Tonight I am sleeping alone. Bruised velvet stockings, a black slip made of something that isn’t silk. My lipstick poorly wiped off, I dressed up too well too late. My only company is a book and a neglected free movie pass, crumpled, a bookmark instead of a date.
Fireworks only work if the wind is right. Horizons are susceptible, just another line to create the backdrop of the sky. Too high, too loud. It’s never as safe as we say it is, which is why it’s perfect. Our fishnet talk of fire led to phone-numbers, dinner, dancing. Other people do this all the time, but we’re a little out of practice. Loud eighties music, barely recognizable. The almost clinically precise shift between songs destroy the music. DJs as A.D.D. trash. Wankers popular with underage girls and not much else. He’s drinking vodka. We’re dropping the names of dead poets and talking about L.A. It was earnest, not a sly nod to the old fifties protocol of pulling out her chair, but legitimate – possibly the first time I’ve ever properly Gone Out. The only other time was an accident. Slip of the tongue, whoops, what?
The elevator is familiar, so is the art on the walls and the echoes of a previous life. No culture, but no secrets. Everything interstitial. Ready to fly away. Black t-shirts and corporate chosen furniture, everything laid out; change on the table, (a boy affectation I’ve recently started doing myself), and too many dirty cups.
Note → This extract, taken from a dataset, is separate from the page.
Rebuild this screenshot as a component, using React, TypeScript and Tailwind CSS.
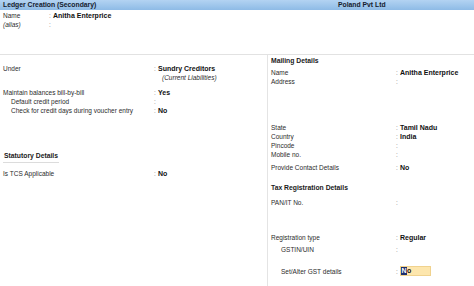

Instantly recognizable, like the lyrics to a song you liked as a child, I feel I’ve stepped off a cliff only to be caught by a feather bed. Of course, the bed is like a barely padded brick. The couch, however, is another story entirely. One full of sensitive princesses in borrowed pink blankets and peas individually wrapped in uncoated plastic.
“We’re getting better at this.”
A man of smooth angles, I find he’s attractive like a lullabye, something perfectly suited for the edge of sleep, almost an unfinished sketch of some living holy ikon, with dreaming lines that run invisibly off the page. It was a shock to see him in daylight, as if I expected him to dissolve like pale flowers in a heavy wind.
“Affection is as addictive as anything else on earth.”